しかし、漠然と心配しているだけでは何も進みません。現状把握の手順として、まず税務上の会社株式の株価の算定とともに相続税の試算を行います。株価算定には専門的な知識が必要です。定期的に税理士等の専門家に株価算定を依頼するとともに、会社株式以外の個人財産も含めた相続税の試算をして、相続税がどのくらいになるのかを把握しましょう。

会社株式の承継の方法には、贈与・相続・売買がありますが、いずれの場合も、株価は低いほうが税負担・資金負担は少なくなります。会社の今後の事業計画も織り込んだ株価の将来推移を試算し、会社株式の移転時期を検討するのが良いでしょう。

財産分与の手順と相続税の注意点

次に、財産の分け方の問題です。

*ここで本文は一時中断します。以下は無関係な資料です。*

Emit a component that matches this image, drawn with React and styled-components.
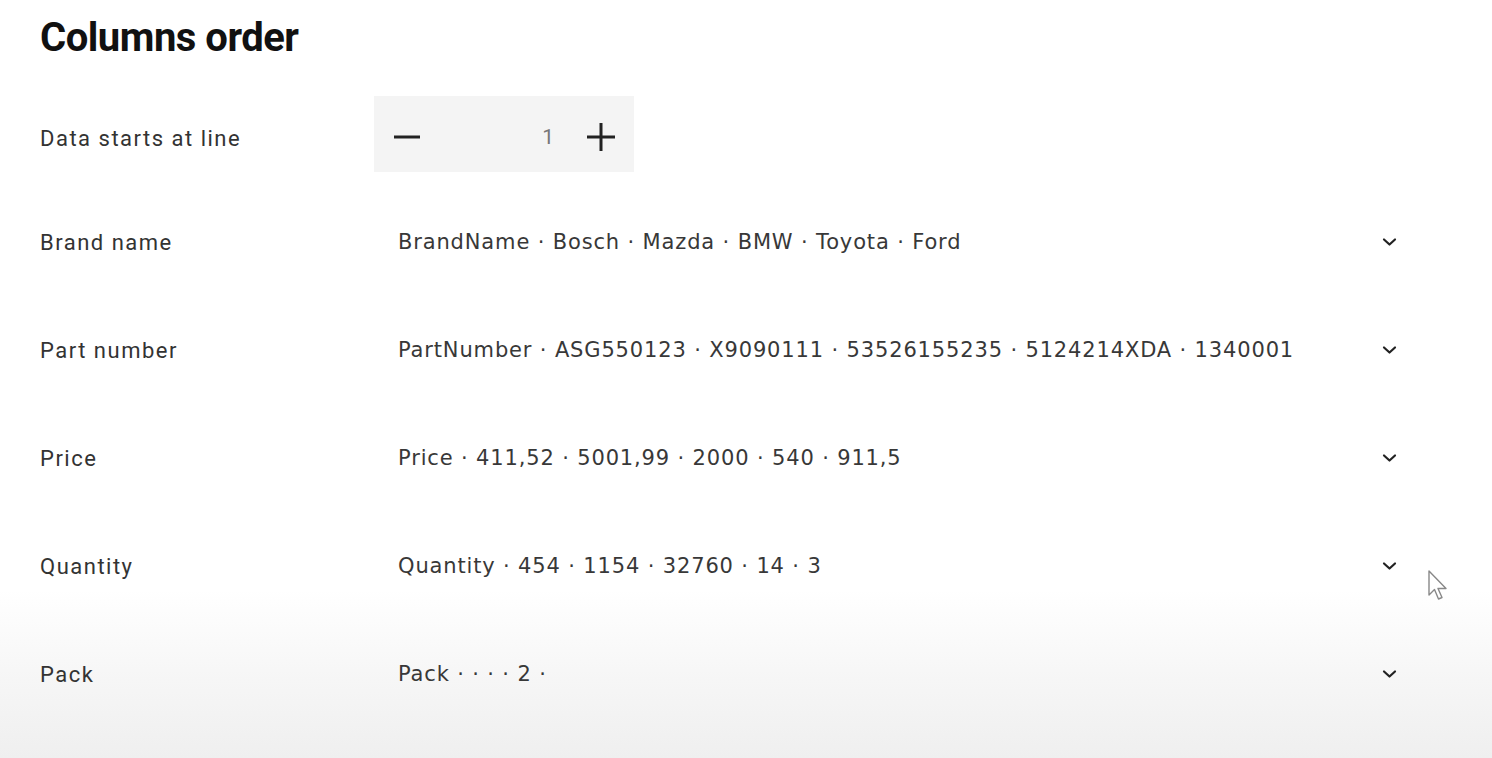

財産の分け方を考える際に、ご自身の相続人は誰なのかの確認が大事です。相続人の確定、財産状況の把握、後継者の選定ができてはじめて財産をどのように分けていくのかという土俵に乗るのです。

財産をどのように分けるか決まったら、引き継ぐ予定の財産額に応じて、生前に引き継ぐなら贈与税、相続時に引き継ぐなら相続税に対する納税資金も考えなくてはなりません。特に会社株式を引き継ぐ後継者は、納税資金が足りなくなることが多く、対応策を検討する必要があります。

事業承継で最も大切なことは、後継者が安心して経営できる体制を作ること。経営に関する決定権をもたせることです。

そのために会社株式をすべて後継者へ渡すというお考えなのであれば、将来の遺産分割でもめる可能性はないのか、遺言書を作成する場合にはほかの相続人の遺留分に問題はないかなどを考慮し確認しておく必要があります。

経営者はいつから準備をはじめればよい?

今回の裕二郎さんの件に関しては、現状把握は完全なものではなく必要最低限の会社株式を後継者に渡すという遺言書のみ。納税資金に対する対応策もできず、相続人になりうる3姉妹の遺留分にまで配慮することはできませんでした。

会社の相続・事業承継は、スムーズに進められるか否かで会社の存続に大きな影響が出てきます。事業承継の検討から実行までの期間は3~5年ほどかけて行うことが多いので、早めに検討を始めてください。後継者がまだ決まっていないところはなおさらです。

まずは、現状把握から始めてみてはいかがでしょうか。